Return each line of the data below verbatim; pictures are to be left out.

DATA PROVIDED:
******************************

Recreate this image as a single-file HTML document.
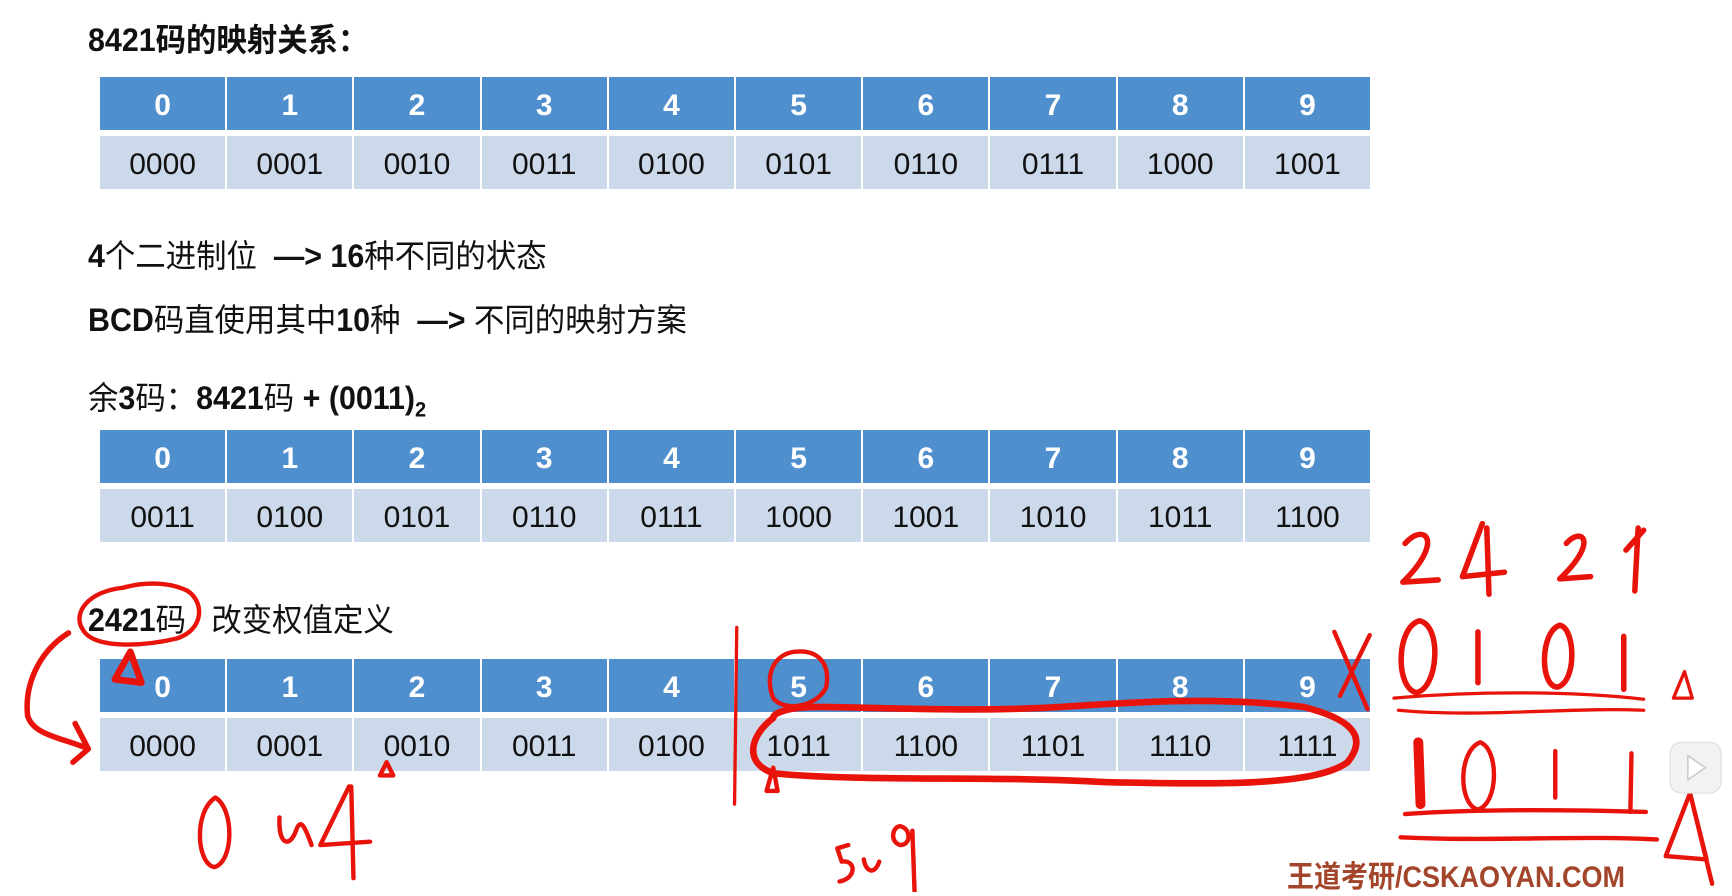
<!DOCTYPE html>
<html><head><meta charset="utf-8"><style>
body{margin:0;width:1732px;height:892px;background:#fff;position:relative;overflow:hidden;font-family:"Liberation Sans","Noto Sans CJK SC",sans-serif;}
.t{position:absolute;left:88px;font-size:32px;color:#111;white-space:nowrap;line-height:1;font-weight:bold;transform:scaleX(0.95);transform-origin:left}
.t span{font-weight:normal}
.tb{position:absolute;left:100px;width:1270px}
.r{display:flex;gap:2px}
.r div{flex:1;display:flex;align-items:center;justify-content:center}
.h div{background:#4f8fce;color:#fff;font-weight:bold;font-size:30px;padding-top:4px;box-sizing:border-box}
.d div{background:#ccd9ea;color:#111;font-size:30px;padding-top:4px;box-sizing:border-box}
svg{position:absolute;left:0;top:0}
</style></head><body>
<div class="t" style="top:24px">8421码的映射关系：</div>
<div class="tb" style="top:77px">
<div class="r h" style="height:53px"><div>0</div><div>1</div><div>2</div><div>3</div><div>4</div><div>5</div><div>6</div><div>7</div><div>8</div><div>9</div></div>
<div class="r d" style="height:53px;margin-top:6px"><div>0000</div><div>0001</div><div>0010</div><div>0011</div><div>0100</div><div>0101</div><div>0110</div><div>0111</div><div>1000</div><div>1001</div></div>
</div>
<div class="t" style="top:240px">4<span>个二进制位</span> &nbsp;—&gt; 16<span>种不同的状态</span></div>
<div class="t" style="top:304px">BCD<span>码直使用其中</span>10<span>种</span> &nbsp;—&gt; <span>不同的映射方案</span></div>
<div class="t" style="top:382px"><span>余</span>3<span>码：</span>8421<span>码</span> + (0011)<sub style="font-size:21px">2</sub></div>
<div class="tb" style="top:430px">
<div class="r h" style="height:53px"><div>0</div><div>1</div><div>2</div><div>3</div><div>4</div><div>5</div><div>6</div><div>7</div><div>8</div><div>9</div></div>
<div class="r d" style="height:53px;margin-top:6px"><div>0011</div><div>0100</div><div>0101</div><div>0110</div><div>0111</div><div>1000</div><div>1001</div><div>1010</div><div>1011</div><div>1100</div></div>
</div>
<div class="t" style="top:604px">2421<span>码 &nbsp;&nbsp;改变权值定义</span></div>
<div class="tb" style="top:659px">
<div class="r h" style="height:53px"><div>0</div><div>1</div><div>2</div><div>3</div><div>4</div><div>5</div><div>6</div><div>7</div><div>8</div><div>9</div></div>
<div class="r d" style="height:53px;margin-top:6px"><div>0000</div><div>0001</div><div>0010</div><div>0011</div><div>0100</div><div>1011</div><div>1100</div><div>1101</div><div>1110</div><div>1111</div></div>
</div>
<div style="position:absolute;left:1287px;top:852px;font-size:30px;color:#a3452b;transform:scaleX(0.9);transform-origin:left;font-weight:bold">王道考研/CSKAOYAN.COM</div>
<svg width="1732" height="892" viewBox="0 0 1568 807.5" fill="none" stroke="#e8140c" stroke-width="4" stroke-linecap="round" stroke-linejoin="round">
<path d="M112 532 C80 535 65 555 75 570 C85 588 130 585 160 578 C185 570 185 545 170 535 C150 525 125 528 112 532"/>
<path d="M118 590 L104 615 L128 618 Z" stroke-width="6"/>
<path d="M62 573 C35 590 22 620 25 648 C30 665 55 668 75 676 M68 655 L80 678 L66 690" stroke-width="5"/>
<path d="M667 568 L665 728" stroke-width="3"/>
<path d="M700 695 L694 716 L704 716 Z"/>
<path d="M720 590 C700 592 692 612 700 632 C710 645 740 640 748 622 C752 600 740 588 720 590"/>
<path d="M700 650 C680 665 672 690 700 700 C780 708 900 702 1000 708 C1100 710 1190 712 1220 690 C1240 665 1220 650 1180 640 C1100 630 1020 636 960 640 C880 645 780 640 740 640 C715 640 700 645 700 650" stroke-width="6"/>
<path d="M350 690 L344 702 L356 702 Z"/>
<path d="M195 722 C175 735 178 782 194 785 C212 780 212 732 195 722" stroke-width="4"/>
<path d="M253 740 C252 765 262 768 268 752 C272 740 276 748 282 765" stroke-width="4"/>
<path d="M316 712 L290 765 L335 762 M318 712 L320 795" stroke-width="4"/>
<path d="M768 765 L758 768 L762 780 C775 778 776 795 760 798 M782 778 C784 790 792 792 796 780 M815 748 C808 748 805 762 815 765 C825 765 825 750 815 748 M826 752 L828 808" stroke-width="4"/>
<path d="M1208 572 L1238 642 M1240 575 L1213 630" stroke-width="4"/>
<path d="M1272 492 C1290 472 1308 490 1270 527 L1302 525 M1342 474 L1324 522 L1362 518 M1346 478 L1348 538 M1418 492 C1432 476 1448 490 1412 524 L1440 522 M1483 478 L1480 535 M1472 498 L1488 480" stroke-width="5"/>
<path d="M1285 562 C1264 568 1263 622 1282 627 C1302 624 1306 566 1285 562 M1338 572 L1338 618 M1412 566 C1394 572 1394 622 1410 622 C1428 617 1426 568 1412 566 M1470 576 L1470 624" stroke-width="5"/>
<path d="M1262 632 C1330 626 1420 625 1488 633 M1266 643 C1340 650 1420 640 1488 643" stroke-width="3"/>
<path d="M1525 608 L1515 632 L1532 632 Z" stroke-width="3"/>
<path d="M1284 672 L1286 728" stroke-width="9"/>
<path d="M1340 672 C1320 680 1320 728 1338 733 C1357 727 1357 678 1340 672 M1408 680 L1408 722 M1477 682 L1476 735" stroke-width="4"/>
<path d="M1272 737 C1340 732 1420 733 1490 735 M1268 758 C1350 762 1430 756 1500 760" stroke-width="4"/>
<path d="M1530 718 L1508 775 L1545 778 Z M1530 718 L1550 800" stroke-width="4"/>
<rect x="1512" y="672" width="46" height="46" rx="10" fill="#f2f2f2" stroke="#ddd" stroke-width="1"/>
<path d="M1528 684 L1528 706 L1544 695 Z" fill="#fff" stroke="#ccc" stroke-width="1.5"/>
</svg>
</body></html>
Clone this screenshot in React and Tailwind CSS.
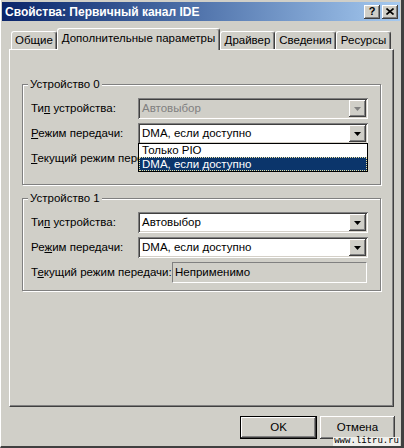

******************************

COMPLETE RESPONSE:
Recreate this image as a single-file HTML document.
<!DOCTYPE html>
<html><head><meta charset="utf-8"><style>
body{margin:0;width:1732px;height:892px;background:#fff;position:relative;overflow:hidden;font-family:"Liberation Sans","Noto Sans CJK SC",sans-serif;}
.t{position:absolute;left:88px;font-size:32px;color:#111;white-space:nowrap;line-height:1;font-weight:bold;transform:scaleX(0.95);transform-origin:left}
.t span{font-weight:normal}
.tb{position:absolute;left:100px;width:1270px}
.r{display:flex;gap:2px}
.r div{flex:1;display:flex;align-items:center;justify-content:center}
.h div{background:#4f8fce;color:#fff;font-weight:bold;font-size:30px;padding-top:4px;box-sizing:border-box}
.d div{background:#ccd9ea;color:#111;font-size:30px;padding-top:4px;box-sizing:border-box}
svg{position:absolute;left:0;top:0}
</style></head><body>
<div class="t" style="top:24px">8421码的映射关系：</div>
<div class="tb" style="top:77px">
<div class="r h" style="height:53px"><div>0</div><div>1</div><div>2</div><div>3</div><div>4</div><div>5</div><div>6</div><div>7</div><div>8</div><div>9</div></div>
<div class="r d" style="height:53px;margin-top:6px"><div>0000</div><div>0001</div><div>0010</div><div>0011</div><div>0100</div><div>0101</div><div>0110</div><div>0111</div><div>1000</div><div>1001</div></div>
</div>
<div class="t" style="top:240px">4<span>个二进制位</span> &nbsp;—&gt; 16<span>种不同的状态</span></div>
<div class="t" style="top:304px">BCD<span>码直使用其中</span>10<span>种</span> &nbsp;—&gt; <span>不同的映射方案</span></div>
<div class="t" style="top:382px"><span>余</span>3<span>码：</span>8421<span>码</span> + (0011)<sub style="font-size:21px">2</sub></div>
<div class="tb" style="top:430px">
<div class="r h" style="height:53px"><div>0</div><div>1</div><div>2</div><div>3</div><div>4</div><div>5</div><div>6</div><div>7</div><div>8</div><div>9</div></div>
<div class="r d" style="height:53px;margin-top:6px"><div>0011</div><div>0100</div><div>0101</div><div>0110</div><div>0111</div><div>1000</div><div>1001</div><div>1010</div><div>1011</div><div>1100</div></div>
</div>
<div class="t" style="top:604px">2421<span>码 &nbsp;&nbsp;改变权值定义</span></div>
<div class="tb" style="top:659px">
<div class="r h" style="height:53px"><div>0</div><div>1</div><div>2</div><div>3</div><div>4</div><div>5</div><div>6</div><div>7</div><div>8</div><div>9</div></div>
<div class="r d" style="height:53px;margin-top:6px"><div>0000</div><div>0001</div><div>0010</div><div>0011</div><div>0100</div><div>1011</div><div>1100</div><div>1101</div><div>1110</div><div>1111</div></div>
</div>
<div style="position:absolute;left:1287px;top:852px;font-size:30px;color:#a3452b;transform:scaleX(0.9);transform-origin:left;font-weight:bold">王道考研/CSKAOYAN.COM</div>
<svg width="1732" height="892" viewBox="0 0 1568 807.5" fill="none" stroke="#e8140c" stroke-width="4" stroke-linecap="round" stroke-linejoin="round">
<path d="M112 532 C80 535 65 555 75 570 C85 588 130 585 160 578 C185 570 185 545 170 535 C150 525 125 528 112 532"/>
<path d="M118 590 L104 615 L128 618 Z" stroke-width="6"/>
<path d="M62 573 C35 590 22 620 25 648 C30 665 55 668 75 676 M68 655 L80 678 L66 690" stroke-width="5"/>
<path d="M667 568 L665 728" stroke-width="3"/>
<path d="M700 695 L694 716 L704 716 Z"/>
<path d="M720 590 C700 592 692 612 700 632 C710 645 740 640 748 622 C752 600 740 588 720 590"/>
<path d="M700 650 C680 665 672 690 700 700 C780 708 900 702 1000 708 C1100 710 1190 712 1220 690 C1240 665 1220 650 1180 640 C1100 630 1020 636 960 640 C880 645 780 640 740 640 C715 640 700 645 700 650" stroke-width="6"/>
<path d="M350 690 L344 702 L356 702 Z"/>
<path d="M195 722 C175 735 178 782 194 785 C212 780 212 732 195 722" stroke-width="4"/>
<path d="M253 740 C252 765 262 768 268 752 C272 740 276 748 282 765" stroke-width="4"/>
<path d="M316 712 L290 765 L335 762 M318 712 L320 795" stroke-width="4"/>
<path d="M768 765 L758 768 L762 780 C775 778 776 795 760 798 M782 778 C784 790 792 792 796 780 M815 748 C808 748 805 762 815 765 C825 765 825 750 815 748 M826 752 L828 808" stroke-width="4"/>
<path d="M1208 572 L1238 642 M1240 575 L1213 630" stroke-width="4"/>
<path d="M1272 492 C1290 472 1308 490 1270 527 L1302 525 M1342 474 L1324 522 L1362 518 M1346 478 L1348 538 M1418 492 C1432 476 1448 490 1412 524 L1440 522 M1483 478 L1480 535 M1472 498 L1488 480" stroke-width="5"/>
<path d="M1285 562 C1264 568 1263 622 1282 627 C1302 624 1306 566 1285 562 M1338 572 L1338 618 M1412 566 C1394 572 1394 622 1410 622 C1428 617 1426 568 1412 566 M1470 576 L1470 624" stroke-width="5"/>
<path d="M1262 632 C1330 626 1420 625 1488 633 M1266 643 C1340 650 1420 640 1488 643" stroke-width="3"/>
<path d="M1525 608 L1515 632 L1532 632 Z" stroke-width="3"/>
<path d="M1284 672 L1286 728" stroke-width="9"/>
<path d="M1340 672 C1320 680 1320 728 1338 733 C1357 727 1357 678 1340 672 M1408 680 L1408 722 M1477 682 L1476 735" stroke-width="4"/>
<path d="M1272 737 C1340 732 1420 733 1490 735 M1268 758 C1350 762 1430 756 1500 760" stroke-width="4"/>
<path d="M1530 718 L1508 775 L1545 778 Z M1530 718 L1550 800" stroke-width="4"/>
<rect x="1512" y="672" width="46" height="46" rx="10" fill="#f2f2f2" stroke="#ddd" stroke-width="1"/>
<path d="M1528 684 L1528 706 L1544 695 Z" fill="#fff" stroke="#ccc" stroke-width="1.5"/>
</svg>
</body></html>
Clone this screenshot in React and Tailwind CSS.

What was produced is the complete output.